It is easy to forget this when in the throes of life.  Father Martin mentions that Merton and Nouwen had the following in common:

“… a lifelong process of self-examination and self-criticism and self-revelations had a point; it was not simply a narcissistic quest for self-knowledge.  Rather, it was a discipline undertaken to allow them to become more loving and more centered on God.”[v]

It is here where I can take refuge, in contemplation.  In contemplation I can take stock in my calling and have gratitude for my many blessings – including my struggles.  In many ways my struggles and suffering have defined who I am today:

“More often than not, those very weaknesses are the most important paths to holiness, because they remind you of your reliance on God.”[vi]

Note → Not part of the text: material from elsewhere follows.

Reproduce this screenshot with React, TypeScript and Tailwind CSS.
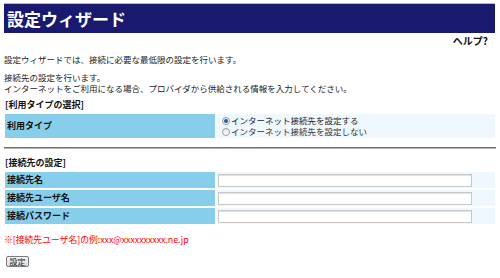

They have provided me with humility and strength that have fueled my passion in the field of social work.  I have had, to date, an excellent career with 14 wonderful years serving homeless families and 13 years serving consumers living with severe and persistent mental illness.  The work I have done with them within my limited role and skill set is not mine.  It has been built on the struggles I have had, suffering experienced, education provided, and skillful people that have surrounded me that both enabled me to lead and provided leadership when needed.  It is daunting work and continues to evolve and call me to serve a different role – none of which has been natural to me. Yet time and time again I am provided with alliances and intelligent people that support the calling I have – to advocate and provide services to vulnerable populations in the most respectful and passionate way possible.  My vocation is one calling.  Interestingly my faith and beliefs are not on stage in my work.  I work alongside people of different faiths and no faith at all.  In a way, I am a “hidden contemplative,” in plain sight doing God’s work (provided I am doing it well).  I also have a calling as a husband, a father, and a community member.  Each of those comes with responsibilities and challenges as well.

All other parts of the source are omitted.